Background information
- Born: 11 January 1988 (age 38)
- Genres: Classical
- Occupation: Violinist
- Website: www.rusandapanfili.com

= Rusanda Panfili =

Moldovan violinist (born 1988)

Rusanda Panfili (born 1 November 1988) is a Moldovan violinist and composer based in Austria. She has notably collaborated with Hans Zimmer, including performing on the Hans Zimmer Live tour.

== Early life ==
Panfili was born in Chișinău and began her violin studies at the George Enescu National University of Arts in Bucharest and won her first international violin competition in Italy at the age of 10. At 11, she became the youngest student admitted to the University of Music and Performing Arts Vienna, where she studied with Christian Altenburger.

== Career ==
Panfili has performed with the Jerusalem Symphony Orchestra and the National Symphony Orchestra (Mexico). She has won several international awards, including the Rodolfo Lipizer Priz, the Andrea Postacchini International Violin Competition and the Louis Spohr Competition.
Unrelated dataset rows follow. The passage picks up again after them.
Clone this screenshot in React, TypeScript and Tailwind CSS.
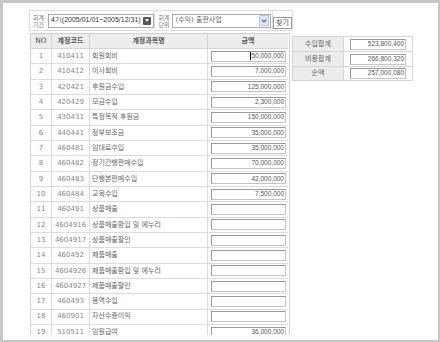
import { ChevronDown } from 'lucide-react';

const rows: [string, string, string][] = [
  ['410411', '회원회비', '50,000,000'],
  ['410412', '이사회비', '7,000,000'],
  ['420421', '후원금수입', '125,000,000'],
  ['420429', '모금수입', '2,300,000'],
  ['430431', '특정목적 후원금', '150,000,000'],
  ['440441', '정부보조금', '35,000,000'],
  ['460481', '임대료수입', '35,000,000'],
  ['460482', '정기간행판매수입', '70,000,000'],
  ['460483', '단행본판매수입', '42,000,000'],
  ['460484', '교육수입', '7,500,000'],
  ['460491', '상품매출', ''],
  ['4604916', '상품매출환입 및 에누리', ''],
  ['4604917', '상품매출할인', ''],
  ['460492', '제품매출', ''],
  ['4604926', '제품매출환입 및 에누리', ''],
  ['4604927', '제품매출할인', ''],
  ['460493', '용역수입', ''],
  ['460901', '자산수증이익', ''],
  ['510511', '임원급여', '36,000,000'],
];

const totals = [
  ['수입합계', '523,800,400'],
  ['비용합계', '266,800,320'],
  ['순액', '257,000,080'],
];

const font = { fontFamily: '"DejaVu Sans", "Noto Sans CJK KR", sans-serif' };
const numFont = { fontFamily: '"Liberation Sans", Arial, sans-serif' };

function Label({ top, bottom }: { top: string; bottom: string }) {
  return (
    <div className="w-[17px] flex flex-col items-center justify-center text-[6px] leading-[7px] text-[#7a7a7a]">
      <span>{top}</span>
      <span>{bottom}</span>
    </div>
  );
}

function AmountBox({ value, focus }: { value: string; focus?: boolean }) {
  return (
    <div
      style={numFont}
      className="h-[11px] w-full border border-[#9a9a9a] border-r-[#c4c4c4] border-b-[#c4c4c4] bg-white flex items-center justify-end pr-[1px] text-[6.5px] text-[#555] leading-none"
    >
      {focus && <span className="w-px h-[8px] bg-black mr-auto ml-[38px]" />}
      {value}
    </div>
  );
}

export default function App() {
  return (
    <div
      style={font}
      className="w-[440px] h-[342px] bg-white border-t-[3px] border-l-[3px] border-r-[2px] border-b-[2px] border-[#c8c8c8] pt-[7px] pl-[26px] overflow-hidden"
    >
      {/* search bar */}
      <div className="flex h-[21px] w-[264px] border border-[#dedede]">
        <Label top="회계" bottom="기간" />
        <div className="w-[108px] flex items-center pl-px">
          <div className="h-[14px] w-[106px] border border-[#a8a8a8] flex items-center pl-[2px] pr-[2px]">
            <span style={numFont} className="text-[7px] text-[#333] flex-1 whitespace-nowrap">
              4기(2005/01/01~2005/12/31)
            </span>
            <span className="w-[8px] h-[8px] rounded-[1px] bg-[#555] flex items-center justify-center">
              <span className="w-0 h-0 border-l-[2.5px] border-r-[2.5px] border-t-[3px] border-l-transparent border-r-transparent border-t-white" />
            </span>
          </div>
        </div>
        <div className="border-l border-[#dedede]" />
        <Label top="회계" bottom="단위" />
        <div className="w-[100px] flex items-center">
          <div className="h-[14px] w-[99px] border border-[#a8a8a8] flex items-center pl-[2px] pr-px">
            <span className="text-[7px] text-[#666] flex-1 whitespace-nowrap">(수익) 출판사업</span>
            <span className="w-[10px] h-[11px] bg-[#dbe6f7] border border-[#b6c8e8] flex items-center justify-center">
              <ChevronDown size={8} strokeWidth={3.5} color="#4d6fb5" />
            </span>
          </div>
        </div>
        <div className="flex-1 border-l border-[#dedede] flex items-center justify-center pt-[5px]">
          <div className="h-[12px] w-[19px] border border-[#9a9a9a] flex items-center justify-center text-[7px] text-[#555]">
            찾기
          </div>
        </div>
      </div>

      <div className="flex items-start mt-[2px]">
        {/* account table */}
        <div className="w-[260px] h-[302px] ml-px border border-b-0 border-[#cfcfcf] pr-px overflow-hidden">
          <div className="flex h-[15px] bg-[#ededed] border-b border-[#d4d4d4] text-[#555]">
            <div className="w-[20px] flex items-center justify-center text-[7.5px]">NO</div>
            <div className="w-[38px] border-l border-[#d4d4d4] flex items-center justify-center text-[7px] font-bold">계정코드</div>
            <div className="w-[118px] border-l border-[#d4d4d4] flex items-center justify-center text-[7px] font-bold">계정과목명</div>
            <div className="flex-1 border-l border-[#d4d4d4] flex items-center justify-center text-[7px] font-bold">금액</div>
          </div>
          {rows.map(([code, name, amount], i) => (
            <div key={code} className="flex h-[15.33px] border-b border-[#dcdcdc] text-[#888]">
              <div className="w-[20px] flex items-center justify-center text-[7px]">{i + 1}</div>
              <div className="w-[38px] border-l border-[#dcdcdc] flex items-center justify-center text-[7px]">{code}</div>
              <div className="w-[118px] border-l border-[#dcdcdc] flex items-center pl-[2px] text-[7px] text-[#666] whitespace-nowrap overflow-hidden">
                {name}
              </div>
              <div className="flex-1 border-l border-[#dcdcdc] flex items-center pl-[3px] pr-[2px]">
                <AmountBox value={amount} focus={i === 0} />
              </div>
            </div>
          ))}
        </div>

        {/* totals */}
        <div className="ml-[2px] mt-[3px] w-[121px] border border-[#d4d4d4]">
          {totals.map(([label, value], i) => (
            <div key={label} className={`flex h-[14.4px] ${i > 0 ? 'border-t border-[#d4d4d4]' : ''}`}>
              <div className="w-[50px] bg-[#ececec] flex items-center justify-center text-[7px] text-[#666]">{label}</div>
              <div className="flex-1 border-l border-[#d4d4d4] flex items-center pl-[6px] pr-[6px]">
                <AmountBox value={value} />
              </div>
            </div>
          ))}
        </div>
      </div>
    </div>
  );
}
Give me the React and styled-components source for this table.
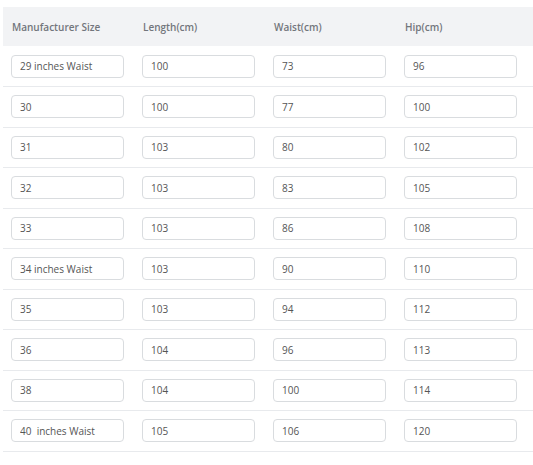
import React from 'react';
import styled, { createGlobalStyle } from 'styled-components';

const GlobalStyle = createGlobalStyle`
    body {
        margin: 0;
        background: #fff;
        font-family: "Open Sans", "Noto Sans", sans-serif;
    }
`;

const Wrapper = styled.div`
    padding: 7px 0 0 3px;
    width: 530px;
    overflow: hidden;
`;

const Table = styled.table`
    border-collapse: collapse;
    width: 540px;
    table-layout: fixed;
`;

const HeadCell = styled.th`
    box-sizing: border-box;
    background: #f2f3f5;
    color: #72767c;
    font-size: 10px;
    font-weight: 600;
    text-align: left;
    height: 39px;
    padding: 0 0 0 9px;
    width: ${p => p.w || 131}px;
`;

const Row = styled.tr`
    border-bottom: 1px solid #e8eaed;
    height: 40.5px;
`;

const Cell = styled.td`
    box-sizing: border-box;
    padding: 0 10px 0 8px;
`;

const Field = styled.input`
    box-sizing: border-box;
    width: 113px;
    height: 23px;
    border: 1px solid #d9dcdf;
    border-radius: 4px;
    padding: 0 8px;
    font-family: "Open Sans", "Noto Sans", sans-serif;
    font-size: 10px;
    color: #555;
    background: #fff;
    outline: none;
    display: block;
`;

const rows = [
    ['29 inches Waist', '100', '73', '96'],
    ['30', '100', '77', '100'],
    ['31', '103', '80', '102'],
    ['32', '103', '83', '105'],
    ['33', '103', '86', '108'],
    ['34 inches Waist', '103', '90', '110'],
    ['35', '103', '94', '112'],
    ['36', '104', '96', '113'],
    ['38', '104', '100', '114'],
    ['40  inches Waist', '105', '106', '120'],
];

export default function App() {
    return <>
        <GlobalStyle />
        <Wrapper>
            <Table>
                <thead>
                    <tr>
                        <HeadCell>Manufacturer Size</HeadCell>
                        <HeadCell>Length(cm)</HeadCell>
                        <HeadCell>Waist(cm)</HeadCell>
                        <HeadCell>Hip(cm)</HeadCell>
                        <HeadCell w={16}></HeadCell>
                    </tr>
                </thead>
                <tbody>
                    {rows.map((r, i) => (
                        <Row key={i}>
                            {r.map((v, j) => (
                                <Cell key={j}><Field defaultValue={v} readOnly /></Cell>
                            ))}
                            <Cell />
                        </Row>
                    ))}
                </tbody>
            </Table>
        </Wrapper>
    </>;
}
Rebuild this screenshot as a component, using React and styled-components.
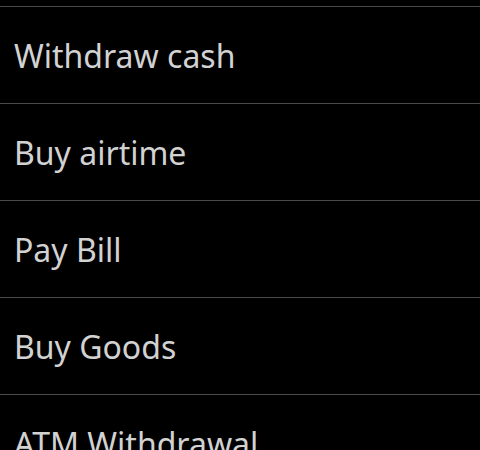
import React from 'react';
import styled, { createGlobalStyle } from 'styled-components';

const GlobalStyle = createGlobalStyle`
  html, body {
    margin: 0;
    padding: 0;
    background: #000;
    overflow: hidden;
  }
`;

const Screen = styled.div`
  width: 480px;
  height: 450px;
  background: #000;
  padding-top: 6px;
  box-sizing: border-box;
  overflow: hidden;
  font-family: "Noto Sans", "Open Sans", "DejaVu Sans", sans-serif;
`;

const Menu = styled.ul`
  list-style: none;
  margin: 0;
  padding: 0;
`;

const Item = styled.li`
  display: flex;
  align-items: center;
  height: 96px;
  border-top: 1px solid #4a4a4a;
  padding-left: 14px;
  color: #d2d2d2;
  font-size: 32px;
  white-space: nowrap;
`;

const items = ['Withdraw cash', 'Buy airtime', 'Pay Bill', 'Buy Goods', 'ATM Withdrawal'];

function App() {
    return (
      <Screen>
        <GlobalStyle />
        <Menu>
          {items.map((label) => (
            <Item key={label}>{label}</Item>
          ))}
        </Menu>
      </Screen>
    )
}

export default App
She was featured soloist on Andrea Bocelli’s 2024 European and US tours.

Her violin can be heard on Hans Zimmer’s scores for The Boss Baby: Family Business, Army of Thieves and Wonder Woman 1984 and she has performed with on Hans Zimmer Live tour since its inception.

In 2025, together with her husband Johannes Winkler, she composed the music for the film Perla directed by Alexandra Makárová.

In February 2026, she performed a recital at The White House for President Donald Trump.